Remember the time when every home had a cupboard with a shelf containing the ‘medicines’? These consisted of a bottle of iodine, syrup of figs, castor oil and a packet of Beecham’s pills (or powders).
The iodine was applied to cuts or abrasions and was to ward off infection. Castor Oil was a universal cure, but especially for headache and stomach pains. Then there was bread and linseed poultices for boils and skin infections, hot olive oil for earache, and cod liver oil, sulphur and treacle (usually taken in the Spring) to help clear the blood.
All this was on top of traditional cures, for example, boiled dandelion for skin ailments, an ivy leaf on bunions to ease pain, and goose fat applied to sprains and injuries.
Before the advent of penicillin and other antibiotics there were many killer diseases, the worst (taking at times up to thirty per cent of lives, especially of the poor who lived in damp and over-crowded conditions) being T. B. (tuberculosis, usually called consumption). There were, for most of the first half of the twentieth century, special sanatoria throughout Ireland to confine T.B. sufferers away from the rest of the population.
Others sometimes fatal diseases were diphtheria, meningitis, whooping cough and rickets. Visiting doctors carried in their strong leather bag, a little black saucepan in which to boil their instruments.

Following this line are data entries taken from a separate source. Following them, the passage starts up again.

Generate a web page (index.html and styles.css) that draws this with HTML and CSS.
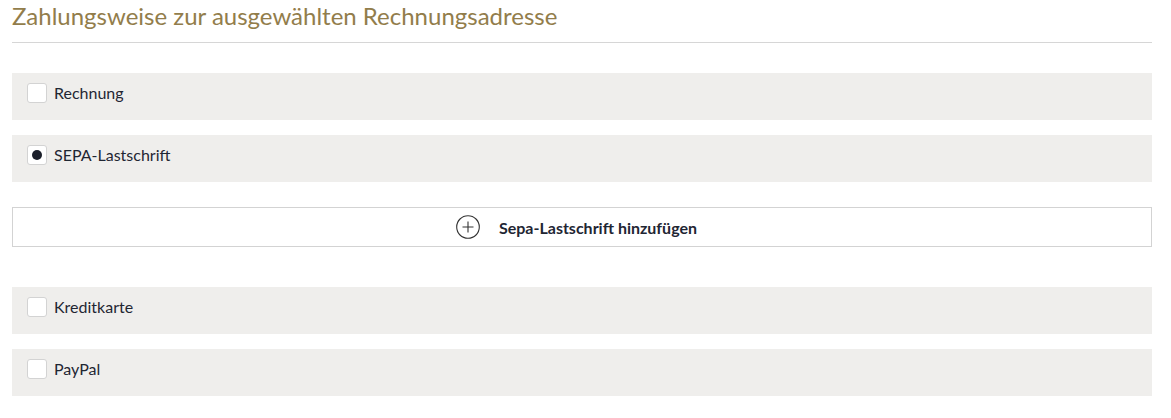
FILE: index.html
```html
<!DOCTYPE html>
<html lang="de">
<head>
<meta charset="utf-8">
<title>Zahlungsweise</title>
<link rel="stylesheet" href="styles.css">
</head>
<body>
<div class="page">
  <h2 class="title">Zahlungsweise zur ausgewählten Rechnungsadresse</h2>
  <div class="divider"></div>
  <div class="options">
    <label class="option">
      <span class="box"></span>
      <span class="label">Rechnung</span>
    </label>
    <label class="option">
      <span class="box"><span class="dot"></span></span>
      <span class="label">SEPA-Lastschrift</span>
    </label>
    <button class="add" type="button">
      <svg class="plus" width="24" height="24" viewBox="0 0 24 24" aria-hidden="true">
        <circle cx="12" cy="12" r="11.3" fill="none" stroke="#333" stroke-width="1.1"/>
        <path d="M12 6.5v11M6.5 12h11" stroke="#333" stroke-width="1.1" fill="none"/>
      </svg>
      <span>Sepa-Lastschrift hinzufügen</span>
    </button>
    <label class="option option-after">
      <span class="box"></span>
      <span class="label">Kreditkarte</span>
    </label>
    <label class="option">
      <span class="box"></span>
      <span class="label">PayPal</span>
    </label>
  </div>
</div>
</body>
</html>
```

FILE: styles.css
```css
html, body {
  margin: 0;
  padding: 0;
  background: #ffffff;
}
body {
  font-family: Lato, "Open Sans", sans-serif;
  color: #1f2633;
}
.page {
  width: 1140px;
  margin-left: 12px;
}
.title {
  margin: 0;
  padding-top: 1px;
  font-size: 24px;
  line-height: 30px;
  font-weight: 400;
  color: #927d4b;
}
.divider {
  margin-top: 11px;
  height: 1px;
  background: #d6d6d6;
}
.options {
  display: flex;
  flex-direction: column;
  padding-top: 30px;
}
.option {
  display: flex;
  align-items: center;
  gap: 7px;
  height: 47px;
  box-sizing: border-box;
  padding: 10px 15px 17px;
  background: #efeeec;
  margin-bottom: 15px;
  font-size: 16px;
  line-height: 20px;
}
.box {
  width: 20px;
  height: 20px;
  box-sizing: border-box;
  border: 1px solid #d3d3d3;
  border-radius: 3px;
  background: #fff;
  display: flex;
  align-items: center;
  justify-content: center;
  flex: none;
}
.dot {
  width: 10px;
  height: 10px;
  border-radius: 50%;
  background: #1b1f2a;
}
.add {
  margin-top: 10px;
  margin-bottom: 40px;
  height: 40px;
  border: 1px solid #d3d3d3;
  background: #fff;
  display: flex;
  align-items: center;
  justify-content: center;
  gap: 19px;
  padding: 0 11px 0 0;
  font-family: Lato, "Open Sans", sans-serif;
  font-size: 16px;
  font-weight: 700;
  color: #1f2633;
  cursor: pointer;
}
.plus {
  flex: none;
}
```
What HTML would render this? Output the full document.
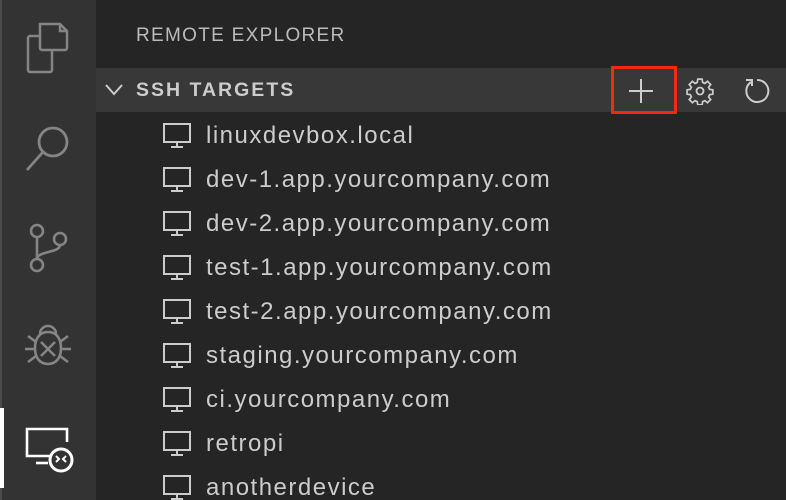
<!DOCTYPE html><html><head><style>
html,body{margin:0;width:786px;height:500px;overflow:hidden}
body{background:#252526;font-family:"Liberation Sans",sans-serif;position:relative}
.ab{position:absolute;left:0;top:0;width:96px;height:500px;background:#333333}
.ab svg{position:absolute}
.t{position:absolute;left:136px;top:25px;color:#bbbbbb;font-size:19px;letter-spacing:1.3px}
.hdr{position:absolute;left:96px;top:68px;width:690px;height:44px;background:#383838}
.hdr span{position:absolute;left:40px;top:11px;color:#cccccc;font-weight:bold;font-size:19.5px;letter-spacing:2px}
.red{position:absolute;left:611px;top:66px;width:60px;height:42px;border:3px solid #f02b0e}
.it{position:absolute;left:163px;height:44px;color:#cccccc;font-size:24px;line-height:44px;letter-spacing:1.5px}
.it svg{position:absolute;left:0;top:10px}
.it span{position:absolute;left:43px;top:1px;white-space:nowrap}
</style></head><body>
<div class="ab">
<div style="position:absolute;left:0;top:0;width:2px;height:500px;background:#4a4a4a"></div>
<div style="position:absolute;left:0;top:408px;width:4px;height:80px;background:#fff"></div>
<svg style="left:25px;top:22px" width="46" height="52" viewBox="0 0 46 52" fill="none" stroke="#858585" stroke-width="2.5"><path d="M15 2h20l7 7v17a2 2 0 0 1-2 2H17a2 2 0 0 1-2-2z M35 2v7h7"/><path d="M15 14H5a2 2 0 0 0-2 2v32a2 2 0 0 0 2 2h20a2 2 0 0 0 2-2V28"/></svg>
<svg style="left:25px;top:122px" width="48" height="50" viewBox="0 0 48 50" fill="none" stroke="#858585" stroke-width="2.8"><circle cx="28" cy="20" r="14"/><path d="M18 30L2 48"/></svg>
<svg style="left:28px;top:222px" width="40" height="52" viewBox="0 0 40 52" fill="none" stroke="#858585" stroke-width="2.6"><circle cx="9" cy="9" r="6"/><circle cx="32" cy="17" r="6"/><circle cx="9" cy="43" r="6"/><path d="M9 15v22M32 23c0 8-23 6-23 14"/></svg>
<svg style="left:23px;top:322px" width="50" height="52" viewBox="0 0 50 52" fill="none" stroke="#858585" stroke-width="2.6"><path d="M17 12a8 8 0 0 1 16 0"/><path d="M25 10c-8 0-13 6-13 16s5 16 13 16 13-6 13-16-5-16-13-16z"/><path d="M18 20l14 14M32 20L18 34M2 27h10M38 27h10M5 14l8 6M45 14l-8 6M5 40l8-6M45 40l-8-6"/></svg>
<svg style="left:24px;top:426px" width="50" height="48" viewBox="0 0 50 48" fill="none" stroke="#ffffff" stroke-width="2.6"><path d="M26 30H3V3h40v13"/><path d="M12 37h12"/><circle cx="37" cy="34" r="11" fill="#333" stroke-width="3"/><path d="M32 30l3 3-3 3M42 30l-3 3 3 3" stroke-width="2"/></svg>
</div>
<div class="t">REMOTE EXPLORER</div>
<div class="hdr"><svg style="position:absolute;left:8px;top:15px" width="20" height="14" viewBox="0 0 20 14" fill="none" stroke="#ccc" stroke-width="2"><path d="M2 2l8 9 8-9"/></svg><span>SSH TARGETS</span>
<svg style="position:absolute;left:532px;top:10px" width="26" height="26" viewBox="0 0 26 26" stroke="#ccc" stroke-width="2"><path d="M13 1v24M1 13h24"/></svg>
<svg style="position:absolute;left:590px;top:9px" width="28" height="28" viewBox="0 0 24 24" fill="none" stroke="#ccc" stroke-width="1.6"><path d="M10 2h4l.5 3 2 1 2.5-2 3 3-2 2.5 1 2 3 .5v4l-3 .5-1 2 2 2.5-3 3-2.5-2-2 1-.5 3h-4l-.5-3-2-1-2.5 2-3-3 2-2.5-1-2-3-.5v-4l3-.5 1-2-2-2.5 3-3 2.5 2 2-1z" transform="scale(.92) translate(1 0)"/><circle cx="12" cy="12" r="3"/></svg>
<svg style="position:absolute;left:646px;top:9px" width="28" height="28" viewBox="0 0 28 28" fill="none" stroke="#ccc" stroke-width="2"><path d="M9 5a11 11 0 1 0 6-2"/><path d="M4 3h6v6"/></svg>
</div>
<div class="red"></div>
<div class="it" style="top:113px"><svg width="28" height="26" viewBox="0 0 28 26" fill="none" stroke="#ccc" stroke-width="2"><rect x="1" y="1" width="26" height="18"/><path d="M14 19v5M8 24h12"/></svg><span>linuxdevbox.local</span></div>
<div class="it" style="top:157px"><svg width="28" height="26" viewBox="0 0 28 26" fill="none" stroke="#ccc" stroke-width="2"><rect x="1" y="1" width="26" height="18"/><path d="M14 19v5M8 24h12"/></svg><span>dev-1.app.yourcompany.com</span></div>
<div class="it" style="top:201px"><svg width="28" height="26" viewBox="0 0 28 26" fill="none" stroke="#ccc" stroke-width="2"><rect x="1" y="1" width="26" height="18"/><path d="M14 19v5M8 24h12"/></svg><span>dev-2.app.yourcompany.com</span></div>
<div class="it" style="top:245px"><svg width="28" height="26" viewBox="0 0 28 26" fill="none" stroke="#ccc" stroke-width="2"><rect x="1" y="1" width="26" height="18"/><path d="M14 19v5M8 24h12"/></svg><span>test-1.app.yourcompany.com</span></div>
<div class="it" style="top:289px"><svg width="28" height="26" viewBox="0 0 28 26" fill="none" stroke="#ccc" stroke-width="2"><rect x="1" y="1" width="26" height="18"/><path d="M14 19v5M8 24h12"/></svg><span>test-2.app.yourcompany.com</span></div>
<div class="it" style="top:333px"><svg width="28" height="26" viewBox="0 0 28 26" fill="none" stroke="#ccc" stroke-width="2"><rect x="1" y="1" width="26" height="18"/><path d="M14 19v5M8 24h12"/></svg><span>staging.yourcompany.com</span></div>
<div class="it" style="top:377px"><svg width="28" height="26" viewBox="0 0 28 26" fill="none" stroke="#ccc" stroke-width="2"><rect x="1" y="1" width="26" height="18"/><path d="M14 19v5M8 24h12"/></svg><span>ci.yourcompany.com</span></div>
<div class="it" style="top:421px"><svg width="28" height="26" viewBox="0 0 28 26" fill="none" stroke="#ccc" stroke-width="2"><rect x="1" y="1" width="26" height="18"/><path d="M14 19v5M8 24h12"/></svg><span>retropi</span></div>
<div class="it" style="top:465px"><svg width="28" height="26" viewBox="0 0 28 26" fill="none" stroke="#ccc" stroke-width="2"><rect x="1" y="1" width="26" height="18"/><path d="M14 19v5M8 24h12"/></svg><span>anotherdevice</span></div>
</body></html>
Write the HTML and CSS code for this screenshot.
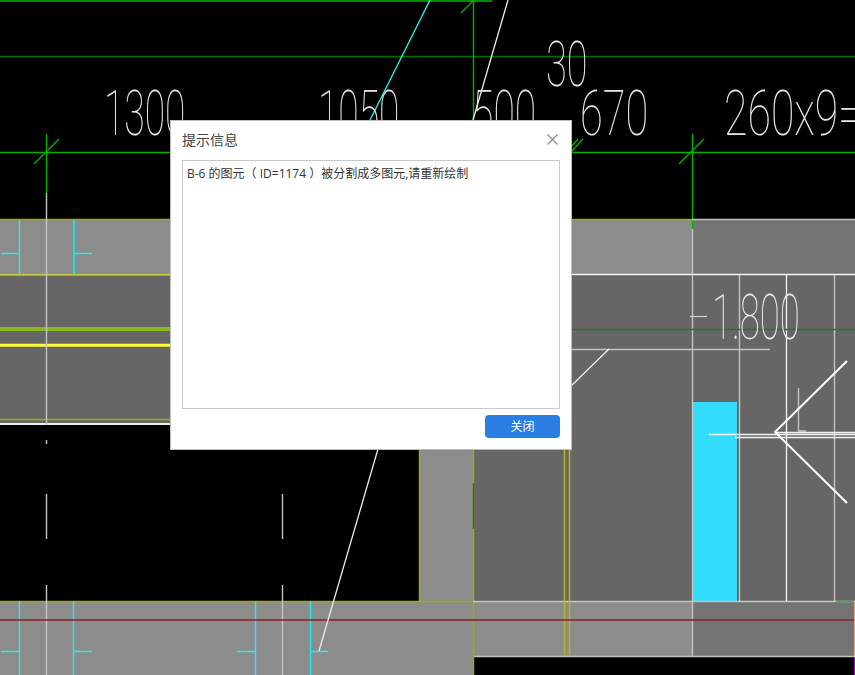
FILE: index.html
```html
<!DOCTYPE html>
<html lang="zh">
<head>
<meta charset="utf-8">
<title>提示信息</title>
<link rel="stylesheet" href="styles.css">
</head>
<body>
<main class="stage">
  <svg class="cad" width="855" height="675" viewBox="0 0 855 675" aria-hidden="true">
    <g class="crisp">
      <rect class="light" x="0" y="220" width="692" height="54"/>
      <rect class="mid" x="692" y="220" width="163" height="54"/>
      <rect class="dark" x="0" y="275" width="855" height="149"/>
      <rect class="dark" x="473" y="424" width="382" height="177"/>
      <rect class="light" x="419" y="424" width="54" height="177"/>
      <rect class="light" x="0" y="601" width="692" height="55"/>
      <rect class="mid" x="692" y="601" width="163" height="55"/>
      <rect class="light" x="0" y="656" width="473" height="19"/>
      <rect class="cyanfill" x="693" y="402" width="44" height="199"/>
    </g>
    <g>
      <path class="green-top" d="M0 1H492"/>
      <path class="green-dim" d="M0 56.500H855"/>
      <path class="green" d="M0 152.500H855M46.500 134V193M692.500 134V229M473.500 0V120"/>
      <path class="olive" d="M0 219.500H692M0 419.500H170M419.500 424V601M0 601.500H473M473.500 449V675"/>
      <path class="pale-yellow" d="M0 274.700H170"/>
      <path class="lime" d="M0 329H170"/>
      <path class="yellow" d="M0 345.300H170"/>
      <path class="white2" d="M0 424H170"/>
      <path class="greyline" d="M46.500 193V425M46.500 440V444M46.500 494V539M46.500 585V675M282.500 494V539M282.500 585V675M692.500 229V656M692 219.500H855M739.500 275V601M834.500 275V601M571 349.500H770M474 656.500H855M473 601.500H855"/>
      <path class="whiteline" d="M571 274.500H855M786.500 275V601"/>
      <path class="dark-green" d="M571 329.500H855M473.500 483V529"/>
      <path class="cyan" d="M19.500 220V274M1 253.500H19M1 651.500H19M74 651.500H92M237 651.500H255M310 651.500H328M74 253.500H92M19.500 601V675M73.500 601V675M255.500 601V675M310.500 601V675"/>
      <path class="cyan-wide" d="M74 220V274"/>
      <path class="olive-bright" d="M564.500 449V656M569.500 449V656"/>
      <path class="red" d="M0 620H855"/>
      <path class="greyline" d="M798.500 388V431H806"/>
      <path class="whiteline" d="M709 434.500H855M735 437.500H855M775 432.500H855"/>
      <path class="accent-green" d="M836 601.500H854"/>
      <path class="accent-pink" d="M854.500 602V656"/>
      <path class="accent-purple" d="M854.500 657V675"/>
    </g>
    <g>
      <path class="green-thin" d="M34 164L59 139M679 164L704 139M461 13L473 1M571 152L583 139M571 147L578 139"/>
      <path class="cyan" d="M430 0L370 120"/>
      <path class="diag" d="M508 0L473 120M378 449L319 651M571 386L609 349"/>
      <path class="arrow" d="M847 361L775 432L847 503"/>
    </g>
    <g class="dim">
      <text transform="matrix(.59 0 0 1 104 135)">1300</text>
      <text transform="matrix(.59 0 0 1 318 135)">1050</text>
      <text transform="matrix(.62 0 0 1 472 135)">500</text>
      <text transform="matrix(.66 0 0 1 580 135)">670</text>
      <text transform="matrix(.68 0 0 1 724 135)">260x9=</text>
      <text transform="matrix(.6 0 0 1 546 86)">30</text>
      <text transform="matrix(.58 0 0 1 712 339)">1.800</text>
    </g>
    <path class="thin" d="M690 316.500H707"/>
  </svg>

  <section class="dialog">
    <header class="dialog-head">
      <h1 class="dialog-title">提示信息</h1>
      <svg class="close" width="11" height="11" viewBox="0 0 11 11" aria-label="关闭">
        <path d="M.5 .5L10.500 10.500M10.500 .5L.5 10.500"/>
      </svg>
    </header>
    <div class="message">B-6 的图元（ ID=1174 ）被分割成多图元,请重新绘制</div>
    <footer class="dialog-foot">
      <button class="btn" type="button">关闭</button>
    </footer>
  </section>
</main>
</body>
</html>
```

FILE: styles.css
```css
html, body {
  margin: 0;
  padding: 0;
  background: #000;
}
.stage {
  position: relative;
  width: 855px;
  height: 675px;
  overflow: hidden;
  background: #000;
}
.cad {
  display: block;
}
.cad path {
  fill: none;
}
.crisp { shape-rendering: crispEdges; }
.light { fill: #8c8c8c; }
.mid { fill: #737373; }
.dark { fill: #666666; }
.cyanfill { fill: #33ddff; }
.green-top { stroke: #008c00; stroke-width: 2; }
.green-dim { stroke: #006e00; stroke-width: 1.4; }
.green { stroke: #00b400; stroke-width: 1.4; }
.green-thin { stroke: #00b400; stroke-width: 1.4; }
.olive { stroke: #a8a800; stroke-width: 1.5; }
.olive-bright { stroke: #b4b41e; stroke-width: 1.6; }
.pale-yellow { stroke: #c4c43c; stroke-width: 2; }
.lime { stroke: #8cb81e; stroke-width: 4; }
.yellow { stroke: #ffff33; stroke-width: 3; }
.white2 { stroke: #f0f0f0; stroke-width: 2; }
.greyline { stroke: #c4c4c4; stroke-width: 1.4; }
.whiteline { stroke: #f4f4f4; stroke-width: 1.3; }
.dark-green { stroke: #2f702f; stroke-width: 1.5; }
.cyan { stroke: #22eeee; stroke-width: 1.4; }
.cyan-wide { stroke: #22dddd; stroke-width: 2; }
.red { stroke: #8a2020; stroke-width: 1.4; }
.diag { stroke: #ececec; stroke-width: 1.3; }
.arrow { stroke: #ffffff; stroke-width: 2; }
.thin { stroke: #d0d0d0; stroke-width: 1.2; }
.accent-green { stroke: #22c522; stroke-width: 1.3; }
.accent-pink { stroke: #d89a80; stroke-width: 1.3; }
.accent-purple { stroke: #a000c0; stroke-width: 1.3; }
.dim {
  opacity: .98;
}
.dim text {
  font-family: Roboto, "Liberation Sans", sans-serif;
  font-weight: 100;
  font-size: 63px;
  fill: #ededed;
}

.dialog {
  position: absolute;
  left: 170px;
  top: 120px;
  width: 402px;
  height: 330px;
  box-sizing: border-box;
  display: flex;
  flex-direction: column;
  padding: 0 11px 11px;
  background: #fff;
  border: 1px solid #bdbdbd;
  font-family: "Open Sans", "Noto Sans CJK SC", sans-serif;
}
.dialog-head {
  display: flex;
  align-items: center;
  justify-content: space-between;
  box-sizing: border-box;
  height: 39px;
  padding: 0 2px 3px 0;
  flex: none;
}
.dialog-title {
  margin: 0;
  font-size: 14px;
  font-weight: 400;
  color: #444;
}
.close {
  flex: none;
}
.close path {
  fill: none;
  stroke: #8c8c8c;
  stroke-width: 1.2;
}
.message {
  flex: 1;
  box-sizing: border-box;
  border: 1px solid #c8c8c8;
  padding: 4px 4px 3px;
  font-size: 12px;
  line-height: 18px;
  color: #333;
}
.dialog-foot {
  display: flex;
  justify-content: flex-end;
  flex: none;
  padding-top: 6px;
}
.btn {
  width: 75px;
  height: 23px;
  padding: 0;
  border: 0;
  border-radius: 4px;
  background: #2b7fe3;
  color: #fff;
  font-family: inherit;
  font-size: 12px;
  line-height: 23px;
}
```
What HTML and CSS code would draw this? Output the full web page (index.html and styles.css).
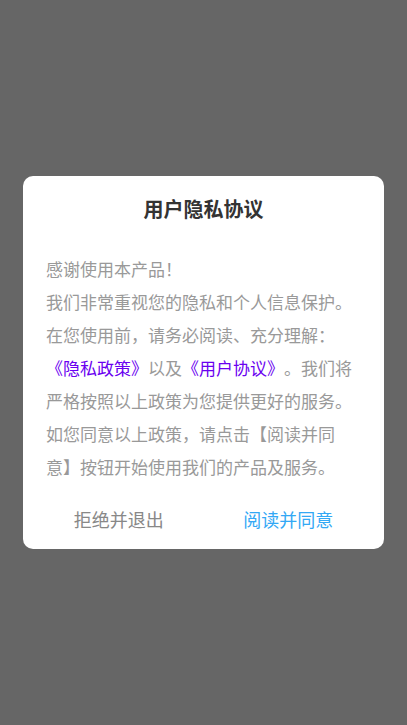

The post-War introduction of the National Health Service tolled many changes for the better. Concerned for the general health of the nation, the Government built and expanded hospitals and even provided some medicines free. Then there was family allowances. Even before penicillin some diseases that had been exacerbated by hunger and poverty were coming under control. For a time, as one wag put it, ‘even our greyhounds were fed on free cod liver oil’.